* **STATED EXERCISE**
Skip the pictures and repeat each line of the data exactly.

━━━ GIVEN MATERIAL ━━━

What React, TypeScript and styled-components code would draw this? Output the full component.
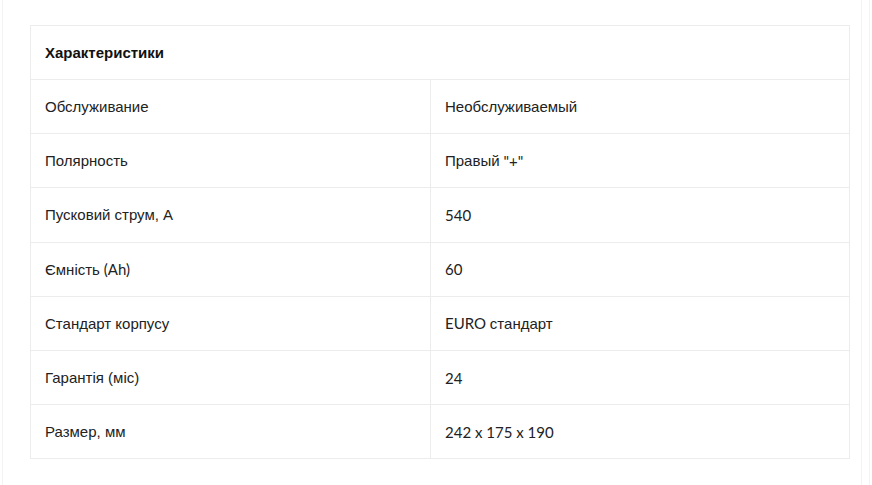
import React from "react";
import styled, { createGlobalStyle } from "styled-components";

const Global = createGlobalStyle`
  html, body { margin: 0; padding: 0; background: #fff; }
  body { font-family: Lato, "Liberation Sans", Arial, sans-serif; color: #222; }
`;

const Page = styled.div`
  position: relative;
  width: 872px;
  height: 485px;
  box-sizing: border-box;
  padding: 25px 0 0 30px;
  border-left: 1px solid #f3f3f3;
  margin-left: 2px;
  &::after {
    content: "";
    position: absolute;
    top: 0;
    bottom: 0;
    left: 858px;
    width: 7px;
    border-left: 1px solid #f3f3f3;
    border-right: 1px solid #f3f3f3;
  }
`;

const Table = styled.div`
  width: 820px;
  margin-left: -3px;
  box-sizing: border-box;
  border: 1px solid #ececec;
  display: flex;
  flex-direction: column;
`;

const Header = styled.div`
  height: 54px;
  box-sizing: border-box;
  display: flex;
  align-items: center;
  padding: 0 14px;
  font-size: 15px;
  font-weight: 700;
  color: #111;
  border-bottom: 1px solid #ececec;
`;

const Row = styled.div<{ $last?: boolean }>`
  display: grid;
  grid-template-columns: 399px 1fr;
  height: ${(p) => (p.$last ? "53px" : "54.2px")};
  box-sizing: border-box;
  border-bottom: ${(p) => (p.$last ? "none" : "1px solid #ececec")};
`;

const Cell = styled.div<{ $value?: boolean }>`
  display: flex;
  align-items: center;
  padding: 0 14px;
  font-size: 15px;
  color: #222;
  white-space: pre;
  border-left: ${(p) => (p.$value ? "1px solid #ececec" : "none")};
`;

const Cyr = styled.span`
  font-family: "Liberation Sans", Arial, sans-serif;
`;

const Lat = styled.span`
  font-family: Lato, "Liberation Sans", sans-serif;
`;

function Mixed({ text }: { text: string }) {
  const parts = text.match(/[\u0400-\u04FF,.()\s]*[\u0400-\u04FF]+[\u0400-\u04FF,.()]*|[^\u0400-\u04FF]+/g) || [text];
  return (
    <>
      {parts.map((p, i) =>
        /[\u0400-\u04FF]/.test(p) ? <Cyr key={i}>{p}</Cyr> : <Lat key={i}>{p}</Lat>
      )}
    </>
  );
}

const rows: [string, string][] = [
  ["Обслуживание", "Необслуживаемый"],
  ["Полярность", 'Правый "+"'],
  ["Пусковий струм, А", "540"],
  ["Ємність (Ah)", "60"],
  ["Стандарт корпусу", "EURO стандарт"],
  ["Гарантія (міс)", "24"],
  ["Размер, мм", "242 x 175 x 190"],
];

export default function App() {
  return (
    <>
      <Global />
      <Page>
        <Table>
          <Header>
            <Cyr>Характеристики</Cyr>
          </Header>
          {rows.map(([k, v], i) => (
            <Row key={k} $last={i === rows.length - 1}>
              <Cell>
                <Mixed text={k} />
              </Cell>
              <Cell $value>
                <Mixed text={v} />
              </Cell>
            </Row>
          ))}
        </Table>
      </Page>
    </>
  );
}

━━━

* **TASK RESPONSE**
What React, TypeScript and styled-components code would draw this? Output the full component.
import React from "react";
import styled, { createGlobalStyle } from "styled-components";

const Global = createGlobalStyle`
  html, body { margin: 0; padding: 0; background: #fff; }
  body { font-family: Lato, "Liberation Sans", Arial, sans-serif; color: #222; }
`;

const Page = styled.div`
  position: relative;
  width: 872px;
  height: 485px;
  box-sizing: border-box;
  padding: 25px 0 0 30px;
  border-left: 1px solid #f3f3f3;
  margin-left: 2px;
  &::after {
    content: "";
    position: absolute;
    top: 0;
    bottom: 0;
    left: 858px;
    width: 7px;
    border-left: 1px solid #f3f3f3;
    border-right: 1px solid #f3f3f3;
  }
`;

const Table = styled.div`
  width: 820px;
  margin-left: -3px;
  box-sizing: border-box;
  border: 1px solid #ececec;
  display: flex;
  flex-direction: column;
`;

const Header = styled.div`
  height: 54px;
  box-sizing: border-box;
  display: flex;
  align-items: center;
  padding: 0 14px;
  font-size: 15px;
  font-weight: 700;
  color: #111;
  border-bottom: 1px solid #ececec;
`;

const Row = styled.div<{ $last?: boolean }>`
  display: grid;
  grid-template-columns: 399px 1fr;
  height: ${(p) => (p.$last ? "53px" : "54.2px")};
  box-sizing: border-box;
  border-bottom: ${(p) => (p.$last ? "none" : "1px solid #ececec")};
`;

const Cell = styled.div<{ $value?: boolean }>`
  display: flex;
  align-items: center;
  padding: 0 14px;
  font-size: 15px;
  color: #222;
  white-space: pre;
  border-left: ${(p) => (p.$value ? "1px solid #ececec" : "none")};
`;

const Cyr = styled.span`
  font-family: "Liberation Sans", Arial, sans-serif;
`;

const Lat = styled.span`
  font-family: Lato, "Liberation Sans", sans-serif;
`;

function Mixed({ text }: { text: string }) {
  const parts = text.match(/[\u0400-\u04FF,.()\s]*[\u0400-\u04FF]+[\u0400-\u04FF,.()]*|[^\u0400-\u04FF]+/g) || [text];
  return (
    <>
      {parts.map((p, i) =>
        /[\u0400-\u04FF]/.test(p) ? <Cyr key={i}>{p}</Cyr> : <Lat key={i}>{p}</Lat>
      )}
    </>
  );
}

const rows: [string, string][] = [
  ["Обслуживание", "Необслуживаемый"],
  ["Полярность", 'Правый "+"'],
  ["Пусковий струм, А", "540"],
  ["Ємність (Ah)", "60"],
  ["Стандарт корпусу", "EURO стандарт"],
  ["Гарантія (міс)", "24"],
  ["Размер, мм", "242 x 175 x 190"],
];

export default function App() {
  return (
    <>
      <Global />
      <Page>
        <Table>
          <Header>
            <Cyr>Характеристики</Cyr>
          </Header>
          {rows.map(([k, v], i) => (
            <Row key={k} $last={i === rows.length - 1}>
              <Cell>
                <Mixed text={k} />
              </Cell>
              <Cell $value>
                <Mixed text={v} />
              </Cell>
            </Row>
          ))}
        </Table>
      </Page>
    </>
  );
}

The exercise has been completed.